Touch up on previous commit https://github.com/harfbuzz/harfbuzz/pull/1273

commit: 6d40eb8372a2c74a6e1294b44a2b19c99d11e7da [log] [tgz]
author: Behdad Esfahbod <behdad@behdad.org> Tue Oct 23 02:51:42 2018 -0700
committer: Behdad Esfahbod <behdad@behdad.org> Tue Oct 23 02:51:42 2018 -0700
tree: 6b05ebdc3d1a0fe41dbebe64ca9d2c8986c0f0b8
parent: 205737acdc268b1c90cf00bde2d2038519a8bf48 [diff] [blame]

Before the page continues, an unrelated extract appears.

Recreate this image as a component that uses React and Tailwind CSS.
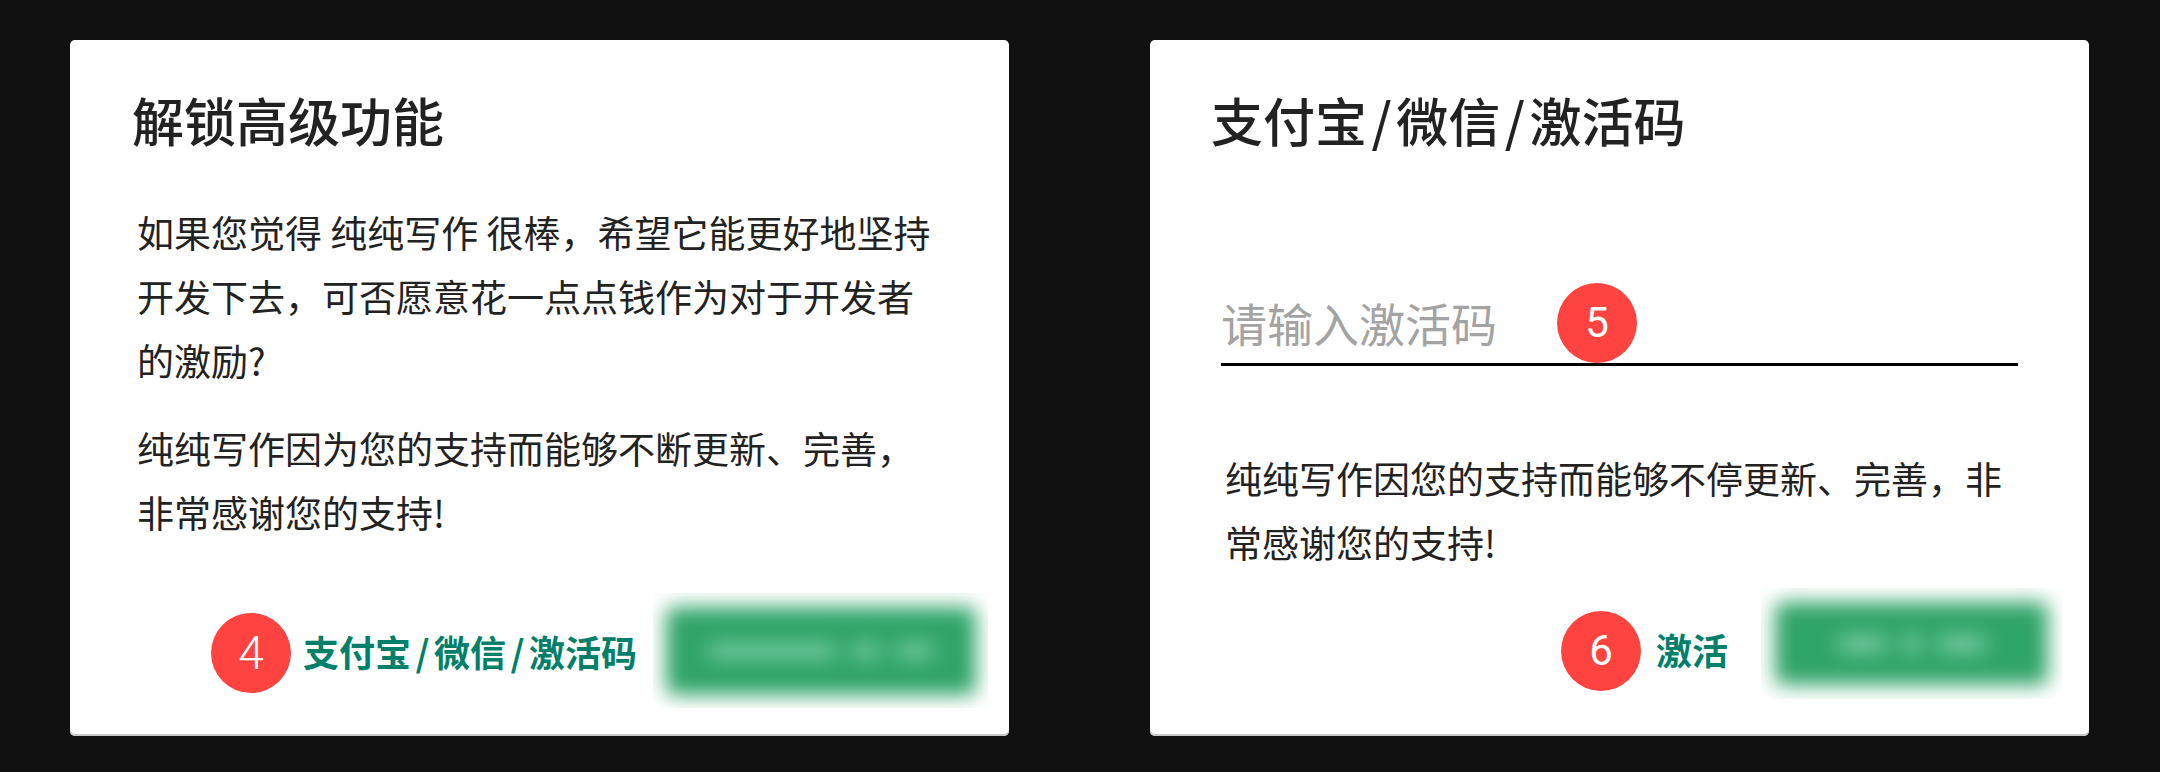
import React from "react";

const CJK = { fontFamily: '"Noto Sans CJK SC", "Noto Sans", sans-serif' };
const NUM = { fontFamily: 'Roboto, "Liberation Sans", sans-serif' };

function Badge({ n, className = "" }) {
  return (
    <div
      className={`w-[80px] h-[80px] rounded-full bg-[#fe4340] text-white flex items-center justify-center text-[42px] leading-none shrink-0 ${className}`}
      style={NUM}
    >
      {n}
    </div>
  );
}

function Slash() {
  return <span className="px-[4.5px]">/</span>;
}

function BlurButton({ outerW, outerH, btnW, btnH, bars }) {
  return (
    <div className={`${outerW} ${outerH} overflow-hidden bg-white flex items-center justify-center shrink-0`}>
      <div className={`${btnW} ${btnH} shrink-0 rounded-[8px] bg-[#2fa468] blur-[10px] flex items-center justify-center gap-[14px]`}>
        {bars}
      </div>
    </div>
  );
}

export default function App() {
  return (
    <div className="w-[2160px] h-[772px] bg-[#111111] flex gap-[141px] pl-[70px] pt-[40px]" style={CJK}>
      {/* Left card */}
      <div className="w-[939px] h-[696px] bg-white rounded-[5px] shadow-[inset_0_-2px_0_#c8c8c8] flex flex-col">
        <h1 className="pl-[62px] pt-[54px] text-[52px] leading-[52px] font-medium text-[#222222]">解锁高级功能</h1>
        <div className="pl-[67px] mt-[54px] text-[37px] leading-[64px] text-[#222222]">
          <p>
            如果您觉得 纯纯写作 很棒，希望它能更好地坚持
            <br />
            开发下去，可否愿意花一点点钱作为对于开发者
            <br />
            的激励?
          </p>
          <p className="mt-[24px]">
            纯纯写作因为您的支持而能够不断更新、完善，
            <br />
            非常感谢您的支持!
          </p>
        </div>
        <div className="mt-[49px] flex items-center justify-end pr-[21px]">
          <Badge n="4" className="mt-[5px] font-light text-[46px]" />
          <span className="ml-[12px] mr-[16px] text-[36px] leading-none font-bold text-[#00806a]">
            支付宝<Slash />微信<Slash />激活码
          </span>
          <BlurButton
            outerW="w-[335px]"
            outerH="h-[115px]"
            btnW="w-[310px]"
            btnH="h-[88px]"
            bars={
              <>
                <div className="w-[130px] h-[14px] rounded-full bg-[#7fcfa7]" />
                <div className="w-[30px] h-[14px] rounded-full bg-[#7fcfa7]" />
                <div className="w-[40px] h-[14px] rounded-full bg-[#7fcfa7]" />
              </>
            }
          />
        </div>
      </div>

      {/* Right card */}
      <div className="w-[939px] h-[696px] bg-white rounded-[5px] shadow-[inset_0_-2px_0_#c8c8c8] flex flex-col">
        <h1 className="pl-[61px] pt-[54px] text-[52px] leading-[52px] font-medium text-[#222222]">
          支付宝<Slash />微信<Slash />激活码
        </h1>
        <div className="relative mx-[71px] mt-[153px]">
          <input
            placeholder="请输入激活码"
            className="block w-full h-[67px] pt-0 pb-[18px] text-[46px] leading-[46px] border-b-[3px] border-black outline-none bg-transparent placeholder:text-[#a3a3a3]"
            style={CJK}
          />
          <Badge n="5" className="absolute left-[336px] top-[-16px] text-[40px]" />
        </div>
        <p className="pl-[75px] mt-[80px] text-[37px] leading-[64px] text-[#222222]">
          纯纯写作因您的支持而能够不停更新、完善，非
          <br />
          常感谢您的支持!
        </p>
        <div className="mt-[14px] flex items-center justify-end pr-[27px]">
          <Badge n="6" className="mt-[14px] text-[42px]" />
          <span className="ml-[15px] mr-[33px] mt-[10px] text-[36px] leading-none font-bold text-[#00806a]">激活</span>
          <BlurButton
            outerW="w-[301px]"
            outerH="h-[111px]"
            btnW="w-[273px]"
            btnH="h-[83px]"
            bars={
              <>
                <div className="w-[50px] h-[16px] rounded-full bg-[#7fcfa7]" />
                <div className="w-[22px] h-[16px] rounded-full bg-[#7fcfa7]" />
                <div className="w-[50px] h-[16px] rounded-full bg-[#7fcfa7]" />
              </>
            }
          />
        </div>
      </div>
    </div>
  );
}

diff --git a/src/gen-vowel-constraints.py b/src/gen-vowel-constraints.py
index bcb5d27..19629ab 100755
--- a/src/gen-vowel-constraints.py
+++ b/src/gen-vowel-constraints.py

@@ -2,12 +2,10 @@
 
 """Generator of the function to prohibit certain vowel sequences.
 
-It creates ``preprocess_text_vowel_constraints``, which inserts dotted
+It creates ``_hb_preprocess_text_vowel_constraints``, which inserts dotted
 circles into sequences prohibited by the USE script development spec.
 This function should be used as the ``preprocess_text`` of an
 ``hb_ot_complex_shaper_t``.
-
-It also creates the helper function ``_output_with_dotted_circle``.
 """
 
 from __future__ import absolute_import, division, print_function, unicode_literals
@@ -27,23 +25,9 @@
 import sys
 
 if len (sys.argv) != 3:
-	print ('usage: ./gen-vowel-constraints.py use Scripts.txt', file=sys.stderr)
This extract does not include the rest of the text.